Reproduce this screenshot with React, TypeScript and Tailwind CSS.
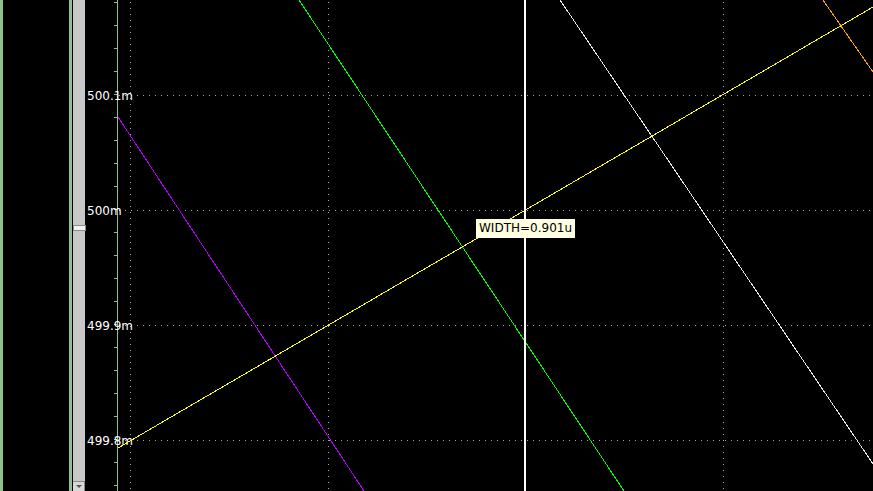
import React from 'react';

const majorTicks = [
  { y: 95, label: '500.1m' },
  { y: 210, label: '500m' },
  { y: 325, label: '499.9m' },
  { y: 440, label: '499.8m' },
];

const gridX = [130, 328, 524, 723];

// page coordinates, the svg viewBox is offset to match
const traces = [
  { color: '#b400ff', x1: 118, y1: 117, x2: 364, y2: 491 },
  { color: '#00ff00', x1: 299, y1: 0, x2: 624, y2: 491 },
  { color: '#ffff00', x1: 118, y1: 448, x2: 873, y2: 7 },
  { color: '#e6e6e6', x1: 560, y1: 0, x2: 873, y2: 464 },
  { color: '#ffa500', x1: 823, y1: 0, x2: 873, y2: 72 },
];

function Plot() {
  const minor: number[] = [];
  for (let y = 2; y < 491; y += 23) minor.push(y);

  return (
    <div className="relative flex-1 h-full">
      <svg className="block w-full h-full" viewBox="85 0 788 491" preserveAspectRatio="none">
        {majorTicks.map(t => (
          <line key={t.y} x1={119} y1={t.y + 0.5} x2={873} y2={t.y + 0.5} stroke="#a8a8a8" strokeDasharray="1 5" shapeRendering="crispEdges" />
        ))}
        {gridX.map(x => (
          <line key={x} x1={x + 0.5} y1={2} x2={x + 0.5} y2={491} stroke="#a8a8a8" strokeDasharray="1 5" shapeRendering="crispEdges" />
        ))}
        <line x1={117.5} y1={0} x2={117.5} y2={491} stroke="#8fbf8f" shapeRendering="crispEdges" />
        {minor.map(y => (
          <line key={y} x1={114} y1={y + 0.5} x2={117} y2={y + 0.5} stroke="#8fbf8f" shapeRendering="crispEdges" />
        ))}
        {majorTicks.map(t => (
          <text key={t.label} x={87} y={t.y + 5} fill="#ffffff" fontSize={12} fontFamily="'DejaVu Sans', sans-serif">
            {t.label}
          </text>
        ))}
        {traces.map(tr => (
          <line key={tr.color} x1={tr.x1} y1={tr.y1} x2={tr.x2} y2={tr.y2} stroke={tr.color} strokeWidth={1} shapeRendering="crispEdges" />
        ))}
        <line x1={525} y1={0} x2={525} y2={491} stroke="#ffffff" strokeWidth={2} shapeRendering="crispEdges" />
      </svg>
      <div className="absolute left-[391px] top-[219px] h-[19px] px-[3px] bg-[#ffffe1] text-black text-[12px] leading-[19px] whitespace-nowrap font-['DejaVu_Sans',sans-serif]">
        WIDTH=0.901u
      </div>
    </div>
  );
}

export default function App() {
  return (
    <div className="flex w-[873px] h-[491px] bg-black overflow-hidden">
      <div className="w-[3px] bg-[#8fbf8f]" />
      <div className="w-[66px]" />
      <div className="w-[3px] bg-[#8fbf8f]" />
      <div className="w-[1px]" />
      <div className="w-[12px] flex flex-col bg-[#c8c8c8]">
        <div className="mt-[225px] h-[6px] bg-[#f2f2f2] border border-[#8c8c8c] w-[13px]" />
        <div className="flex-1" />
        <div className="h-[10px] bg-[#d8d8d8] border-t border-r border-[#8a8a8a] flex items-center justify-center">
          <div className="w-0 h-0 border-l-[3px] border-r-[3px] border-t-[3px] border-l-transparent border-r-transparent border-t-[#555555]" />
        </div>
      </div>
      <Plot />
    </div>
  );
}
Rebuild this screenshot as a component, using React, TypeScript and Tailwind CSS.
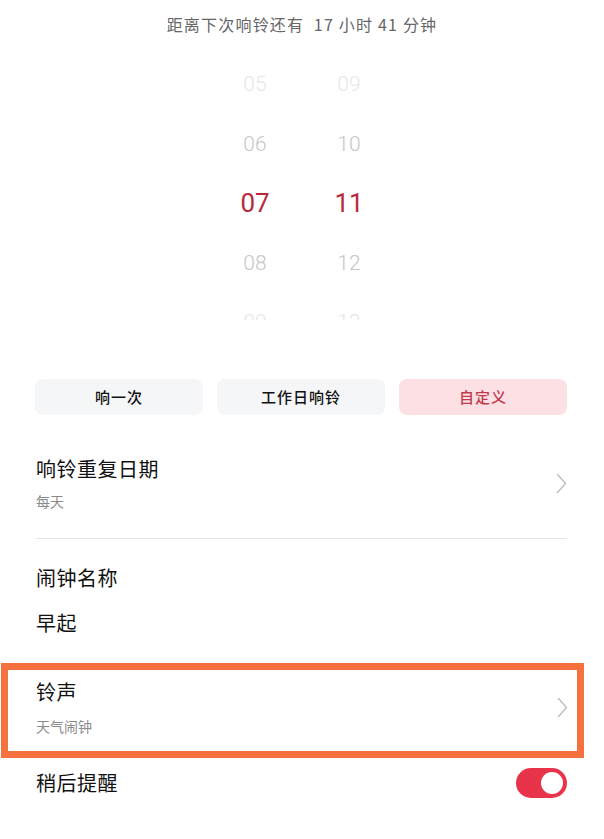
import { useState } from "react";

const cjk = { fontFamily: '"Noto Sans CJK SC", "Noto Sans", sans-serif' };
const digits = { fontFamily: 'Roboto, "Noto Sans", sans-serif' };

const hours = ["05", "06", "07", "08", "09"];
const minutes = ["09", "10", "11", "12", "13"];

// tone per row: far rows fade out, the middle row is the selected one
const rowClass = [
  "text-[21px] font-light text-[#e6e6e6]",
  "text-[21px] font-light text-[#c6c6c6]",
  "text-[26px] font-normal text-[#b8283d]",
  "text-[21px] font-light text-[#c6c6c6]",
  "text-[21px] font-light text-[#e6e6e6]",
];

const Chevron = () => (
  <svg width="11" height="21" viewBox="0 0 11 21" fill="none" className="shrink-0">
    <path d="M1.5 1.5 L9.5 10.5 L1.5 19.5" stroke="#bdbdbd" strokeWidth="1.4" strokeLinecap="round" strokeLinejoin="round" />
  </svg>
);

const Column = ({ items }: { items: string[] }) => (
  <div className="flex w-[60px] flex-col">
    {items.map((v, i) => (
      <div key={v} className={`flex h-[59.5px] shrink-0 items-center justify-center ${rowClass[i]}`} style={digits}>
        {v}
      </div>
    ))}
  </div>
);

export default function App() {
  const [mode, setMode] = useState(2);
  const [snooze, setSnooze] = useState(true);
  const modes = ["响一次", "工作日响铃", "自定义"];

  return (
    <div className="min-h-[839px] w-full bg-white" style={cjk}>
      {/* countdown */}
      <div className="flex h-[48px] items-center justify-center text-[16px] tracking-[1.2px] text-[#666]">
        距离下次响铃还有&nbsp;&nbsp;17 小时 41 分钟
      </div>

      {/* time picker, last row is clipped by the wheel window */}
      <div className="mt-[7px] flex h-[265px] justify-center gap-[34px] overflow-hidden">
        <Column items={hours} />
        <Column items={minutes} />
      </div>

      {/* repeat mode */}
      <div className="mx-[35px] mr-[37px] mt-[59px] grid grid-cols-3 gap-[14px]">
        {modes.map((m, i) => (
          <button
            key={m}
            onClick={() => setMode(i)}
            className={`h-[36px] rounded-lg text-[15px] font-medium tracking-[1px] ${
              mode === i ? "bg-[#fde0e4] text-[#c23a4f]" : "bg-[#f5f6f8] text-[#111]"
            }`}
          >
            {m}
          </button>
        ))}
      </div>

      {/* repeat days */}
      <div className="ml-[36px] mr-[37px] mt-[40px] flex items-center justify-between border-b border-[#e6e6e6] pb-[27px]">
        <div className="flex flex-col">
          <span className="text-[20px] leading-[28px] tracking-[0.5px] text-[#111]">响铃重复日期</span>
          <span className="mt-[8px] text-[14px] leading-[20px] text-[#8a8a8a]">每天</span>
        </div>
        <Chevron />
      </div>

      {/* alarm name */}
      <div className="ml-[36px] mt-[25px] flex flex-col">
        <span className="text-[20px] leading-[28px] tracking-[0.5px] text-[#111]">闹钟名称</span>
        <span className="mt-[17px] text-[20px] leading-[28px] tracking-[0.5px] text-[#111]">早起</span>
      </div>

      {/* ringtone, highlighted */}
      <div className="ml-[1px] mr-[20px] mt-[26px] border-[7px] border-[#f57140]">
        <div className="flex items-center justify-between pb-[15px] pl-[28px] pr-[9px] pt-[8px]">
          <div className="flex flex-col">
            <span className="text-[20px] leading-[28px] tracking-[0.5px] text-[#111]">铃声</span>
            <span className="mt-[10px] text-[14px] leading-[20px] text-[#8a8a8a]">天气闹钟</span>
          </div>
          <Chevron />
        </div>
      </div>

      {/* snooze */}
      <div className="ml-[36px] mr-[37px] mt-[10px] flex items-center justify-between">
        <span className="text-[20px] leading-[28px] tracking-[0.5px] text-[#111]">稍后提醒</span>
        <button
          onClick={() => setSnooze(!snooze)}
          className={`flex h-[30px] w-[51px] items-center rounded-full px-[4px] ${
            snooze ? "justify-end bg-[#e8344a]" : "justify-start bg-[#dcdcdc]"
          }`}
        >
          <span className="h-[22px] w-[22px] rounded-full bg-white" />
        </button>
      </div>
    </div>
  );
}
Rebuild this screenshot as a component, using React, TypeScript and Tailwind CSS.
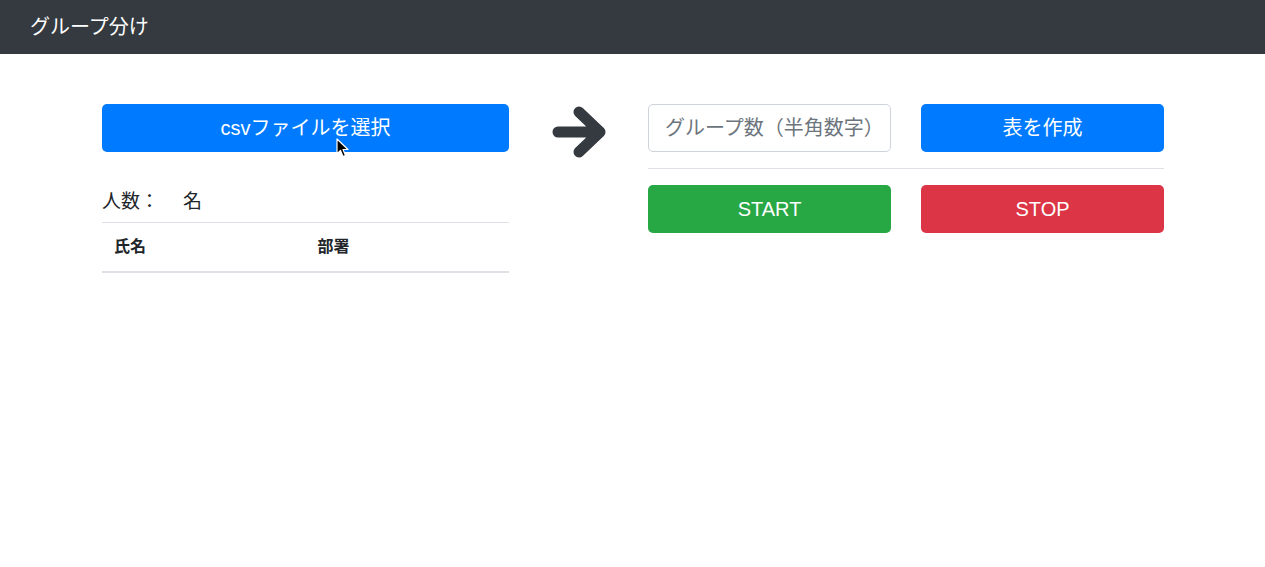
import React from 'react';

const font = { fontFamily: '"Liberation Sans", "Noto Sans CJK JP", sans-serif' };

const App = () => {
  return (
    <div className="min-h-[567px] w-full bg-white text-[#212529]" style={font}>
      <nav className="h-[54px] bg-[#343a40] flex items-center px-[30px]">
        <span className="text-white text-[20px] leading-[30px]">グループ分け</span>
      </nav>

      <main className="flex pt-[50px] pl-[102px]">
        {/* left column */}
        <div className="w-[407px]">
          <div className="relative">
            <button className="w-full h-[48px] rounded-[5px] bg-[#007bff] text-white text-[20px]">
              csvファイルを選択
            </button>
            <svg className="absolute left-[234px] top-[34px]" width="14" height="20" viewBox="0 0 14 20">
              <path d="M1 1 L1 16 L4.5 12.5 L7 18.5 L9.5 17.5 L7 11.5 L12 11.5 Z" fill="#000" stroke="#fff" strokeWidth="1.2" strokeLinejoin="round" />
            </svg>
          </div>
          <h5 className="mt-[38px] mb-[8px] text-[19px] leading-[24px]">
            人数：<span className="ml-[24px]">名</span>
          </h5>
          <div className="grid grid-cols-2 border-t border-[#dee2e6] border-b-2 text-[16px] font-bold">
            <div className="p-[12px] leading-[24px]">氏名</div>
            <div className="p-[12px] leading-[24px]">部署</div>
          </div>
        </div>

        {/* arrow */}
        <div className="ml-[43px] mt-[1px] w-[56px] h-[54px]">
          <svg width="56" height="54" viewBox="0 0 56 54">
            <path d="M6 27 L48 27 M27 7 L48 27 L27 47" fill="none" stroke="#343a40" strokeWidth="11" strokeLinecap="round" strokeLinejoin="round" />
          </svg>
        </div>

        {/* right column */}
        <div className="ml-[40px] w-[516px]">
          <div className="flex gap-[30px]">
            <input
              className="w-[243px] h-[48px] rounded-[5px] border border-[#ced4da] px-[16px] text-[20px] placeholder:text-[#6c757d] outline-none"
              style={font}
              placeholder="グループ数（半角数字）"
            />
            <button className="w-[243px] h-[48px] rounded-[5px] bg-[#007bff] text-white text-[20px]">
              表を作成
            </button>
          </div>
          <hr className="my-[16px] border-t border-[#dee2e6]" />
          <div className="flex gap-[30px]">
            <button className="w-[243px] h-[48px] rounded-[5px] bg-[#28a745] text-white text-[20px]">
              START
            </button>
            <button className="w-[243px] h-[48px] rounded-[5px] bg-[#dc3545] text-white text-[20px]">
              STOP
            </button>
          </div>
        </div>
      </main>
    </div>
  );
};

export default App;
====
WHAT THIS TASK INVOLVES |
Leave out the pictures. Transcribe only the lines above, from the first through the one that contains "const gridX = [130, 328, 524, 723];".

TASK RESPONSE |
Reproduce this screenshot with React, TypeScript and Tailwind CSS.
import React from 'react';

const majorTicks = [
  { y: 95, label: '500.1m' },
  { y: 210, label: '500m' },
  { y: 325, label: '499.9m' },
  { y: 440, label: '499.8m' },
];

const gridX = [130, 328, 524, 723];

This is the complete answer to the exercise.